Конечно же, приезд Эмиля имел какое-то отношение к château и наследству Он, по-видимому, был удивлен и не особенно рад встрече. Вероятно, он узнал барона, с которым познакомился у Жеральдин, если не в Вальмери. Эми, смутившись, подумала, что он может решить, что они с бароном проводят здесь романтический уикенд в маленькой сельской гостинице. На ее щеках появился румянец, когда она представила, что он о ней, вероятно, думает.
— Да, у меня несколько вопросов к нотариусу, — сказал Аббу. — А вы какими судьбами?
— Я приехала, чтобы решить вопрос о… гм, об инвестициях в château, — ответила Эми.
— Инвестиции — это такое пуританское оправдание. Разве вы не можете просто захотеть купить это для себя?
— Я не понимаю, почему вы всегда говорите обо мне и о моих национальных чертах так, как будто все американцы одинаковы и все — пуритане. Вы были когда-нибудь в Америке?
— Определенно нет, — сказал Эмиль.
— А я был, — заметил барон Отто. — Несколько раз в Нью-Йорке и один раз во Флориде.
— Я заставлю их накормить меня ужином, если еще не слишком поздно, — улыбнулся Эмиль. — Вы не хотите выпить со мной? Полагаю, вы уже отобедали?

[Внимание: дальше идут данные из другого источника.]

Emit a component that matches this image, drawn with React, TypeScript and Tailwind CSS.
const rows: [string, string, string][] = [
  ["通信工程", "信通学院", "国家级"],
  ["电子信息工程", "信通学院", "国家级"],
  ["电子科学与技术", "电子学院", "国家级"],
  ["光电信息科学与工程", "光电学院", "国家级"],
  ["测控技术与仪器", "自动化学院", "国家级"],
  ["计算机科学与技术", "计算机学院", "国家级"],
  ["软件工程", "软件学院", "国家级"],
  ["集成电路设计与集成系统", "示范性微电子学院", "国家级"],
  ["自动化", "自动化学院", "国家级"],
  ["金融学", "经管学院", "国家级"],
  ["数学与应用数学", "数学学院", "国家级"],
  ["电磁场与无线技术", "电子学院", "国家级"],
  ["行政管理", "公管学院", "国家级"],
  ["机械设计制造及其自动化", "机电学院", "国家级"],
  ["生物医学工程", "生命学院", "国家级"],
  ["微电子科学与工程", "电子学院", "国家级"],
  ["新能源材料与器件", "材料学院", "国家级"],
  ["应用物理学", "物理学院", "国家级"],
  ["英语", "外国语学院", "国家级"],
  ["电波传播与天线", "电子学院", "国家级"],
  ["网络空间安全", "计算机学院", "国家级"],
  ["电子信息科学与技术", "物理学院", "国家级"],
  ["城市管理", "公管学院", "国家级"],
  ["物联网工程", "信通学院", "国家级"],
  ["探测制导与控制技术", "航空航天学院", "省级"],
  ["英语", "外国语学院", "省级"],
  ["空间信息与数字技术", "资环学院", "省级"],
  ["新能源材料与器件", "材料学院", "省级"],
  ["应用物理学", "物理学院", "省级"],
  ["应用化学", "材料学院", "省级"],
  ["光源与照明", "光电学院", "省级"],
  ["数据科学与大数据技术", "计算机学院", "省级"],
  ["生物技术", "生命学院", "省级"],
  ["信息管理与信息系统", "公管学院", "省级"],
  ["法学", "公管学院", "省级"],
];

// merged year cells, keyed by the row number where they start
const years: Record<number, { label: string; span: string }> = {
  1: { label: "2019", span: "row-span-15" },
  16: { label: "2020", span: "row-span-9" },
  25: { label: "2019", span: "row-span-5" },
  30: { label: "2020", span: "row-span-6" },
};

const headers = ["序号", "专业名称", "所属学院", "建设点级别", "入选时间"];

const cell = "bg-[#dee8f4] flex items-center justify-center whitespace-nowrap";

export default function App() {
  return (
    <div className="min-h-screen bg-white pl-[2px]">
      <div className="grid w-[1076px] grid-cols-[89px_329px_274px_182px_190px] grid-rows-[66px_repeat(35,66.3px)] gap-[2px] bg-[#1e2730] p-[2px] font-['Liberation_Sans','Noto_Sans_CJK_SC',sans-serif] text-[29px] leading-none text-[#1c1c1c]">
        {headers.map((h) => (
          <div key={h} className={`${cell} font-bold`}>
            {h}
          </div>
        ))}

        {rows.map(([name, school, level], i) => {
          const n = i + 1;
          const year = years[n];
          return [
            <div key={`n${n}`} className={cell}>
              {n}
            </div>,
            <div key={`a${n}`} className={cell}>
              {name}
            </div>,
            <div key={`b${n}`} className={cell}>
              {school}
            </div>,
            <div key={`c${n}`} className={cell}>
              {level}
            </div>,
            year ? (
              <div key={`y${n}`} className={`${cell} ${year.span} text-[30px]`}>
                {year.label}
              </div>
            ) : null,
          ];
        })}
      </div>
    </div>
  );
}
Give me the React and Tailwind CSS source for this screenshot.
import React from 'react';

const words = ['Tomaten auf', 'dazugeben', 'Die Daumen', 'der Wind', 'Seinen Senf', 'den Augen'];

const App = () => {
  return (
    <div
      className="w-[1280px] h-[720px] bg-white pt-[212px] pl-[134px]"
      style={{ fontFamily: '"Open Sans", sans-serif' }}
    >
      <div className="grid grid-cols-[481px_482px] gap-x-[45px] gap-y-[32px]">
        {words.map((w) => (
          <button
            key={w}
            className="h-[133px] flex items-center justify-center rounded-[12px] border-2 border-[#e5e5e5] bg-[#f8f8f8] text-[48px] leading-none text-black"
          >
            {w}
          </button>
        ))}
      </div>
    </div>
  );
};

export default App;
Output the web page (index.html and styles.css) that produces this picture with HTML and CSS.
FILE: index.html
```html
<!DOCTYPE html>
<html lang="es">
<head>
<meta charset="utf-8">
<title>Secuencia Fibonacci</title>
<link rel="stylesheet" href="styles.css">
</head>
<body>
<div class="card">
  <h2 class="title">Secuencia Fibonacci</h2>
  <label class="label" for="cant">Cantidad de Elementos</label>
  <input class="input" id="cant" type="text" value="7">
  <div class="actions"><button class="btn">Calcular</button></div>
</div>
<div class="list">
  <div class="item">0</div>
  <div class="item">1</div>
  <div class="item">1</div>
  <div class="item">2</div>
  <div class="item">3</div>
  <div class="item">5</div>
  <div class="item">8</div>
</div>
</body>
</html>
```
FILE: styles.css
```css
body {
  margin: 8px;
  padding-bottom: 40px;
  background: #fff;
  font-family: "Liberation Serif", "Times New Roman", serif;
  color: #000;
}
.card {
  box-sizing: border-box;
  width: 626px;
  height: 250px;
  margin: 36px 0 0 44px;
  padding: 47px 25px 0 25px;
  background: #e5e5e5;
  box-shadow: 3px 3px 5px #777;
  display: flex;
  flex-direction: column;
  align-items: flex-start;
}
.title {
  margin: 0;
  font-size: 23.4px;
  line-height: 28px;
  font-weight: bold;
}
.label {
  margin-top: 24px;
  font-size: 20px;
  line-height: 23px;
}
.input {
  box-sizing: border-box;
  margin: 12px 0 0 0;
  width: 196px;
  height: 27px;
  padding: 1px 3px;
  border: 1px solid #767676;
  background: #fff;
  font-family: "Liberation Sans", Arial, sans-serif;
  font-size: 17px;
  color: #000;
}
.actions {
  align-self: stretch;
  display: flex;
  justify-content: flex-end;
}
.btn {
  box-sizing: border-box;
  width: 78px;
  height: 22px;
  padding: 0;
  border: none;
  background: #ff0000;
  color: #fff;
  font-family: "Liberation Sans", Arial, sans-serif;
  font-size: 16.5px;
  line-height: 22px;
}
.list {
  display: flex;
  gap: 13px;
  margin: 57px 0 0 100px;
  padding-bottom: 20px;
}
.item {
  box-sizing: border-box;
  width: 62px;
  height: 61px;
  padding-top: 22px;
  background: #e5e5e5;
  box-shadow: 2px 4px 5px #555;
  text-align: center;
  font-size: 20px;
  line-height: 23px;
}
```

Эми, усмотрев в этом предложении свой шанс избежать объяснений с бароном, с радостью согласилась. Встреча с Эмилем оживила все ее мысли о нем, которые изнуряли ее на прошлой неделе: сексуальное влечение и смущающее душевный покой ощущение, что именно его она хотела бы видеть своим другом. Они сели за столик, и Эмиль помахал рукой хозяйке, которая работала и в баре, и на кухне. Отто с Эми заказали бренди, и Отто с уверенностью собственника подал Эми ее бокал, взяв его с маленького подноса официантки. Сердце Эми забилось от желания, чтобы Отто как можно скорее ушел спать и оставил ее наедине с Эмилем, которому она, как всегда, уже успела сказать что-то запальчивое — да, ему, с которым, как она отчетливо понимала, ей хотелось быть по-настоящему милой. Она хотела с ним спать. Может, это шанс?
— Разруха, руины, катастрофа, — Отто начал излагать свое профессиональное мнение о состоянии château, догадалась Эми, но его слова подходили для описания ее душевного состояния. Отто пустился в запутанные рассуждения о недвижимости.
— Нам следовало бы распить бутылочку вина из урожая того виноградника, который находится в поместье, — боюсь, я не знаю его названия, — сказал Эмиль. Он стал расспрашивать женщину, которая принесла вино, и говорил с ней шутливым тоном на французском языке, так что Эми не могла следить за разговором.
— Интересно, одобрил бы князь Кропоткин ваш проект покупки château и водворения в нем наследников Венна вообще. Это не было бы похоже на анархизм в стиле Годвина, скорее на монархию, — сказал Эмиль, улыбаясь. Эти слова и улыбка поразили ее в самое сердце. Она понимала, что он сделал это намеренно, его ссылка на князя была для нее прямым посланием. Она испытала ликование и панику примерно в равных пропорциях.
— Надеюсь, Эми его не купит. Я ей настоятельно рекомендовал не делать этого, — сказал Отто. «Охотник за состоянием», — неприязненно подумал он про Эмиля, раскусив, как он решил, его игру: тот хотел повлиять на Эми, чтобы она купила château, и поселить там свою жену. И он, вероятно, готов был переспать с Эми ради этой сделки — иначе зачем ему встречаться с ней в удаленном от посторонних глаз отеле? Какое бесстыдство! Рыцарская натура барона, такая естественная составляющая его профессии, была задета, и, конечно, его привязанность к Эми тоже.
«Конечно, я не стану его покупать, — думала Эми, — холодные комнаты, кирпичи, рвы — это не для меня». Ей неожиданно стало совершенно понятно, чего она хочет. Или, точнее, понятно, что того, чего она хочет, château ей не даст. Все пойдет наперекосяк, как пошли все ее другие попытки оказать помощь. Вместо того чтобы разочаровать, этот момент осознания реальности и открытия самой себя — может быть, за ним последуют и другие? — принес ей освобождение, радостное возбуждение и подсказал, что у сердца свои пути, которые нельзя не признавать, даже если временами удается одержать над ним победу. Сердце ее было переполнено Эмилем — так, что оно даже может разбиться, и через образовавшуюся рану хлынут печаль, страсть, все чувства. Ее волнение нарастало.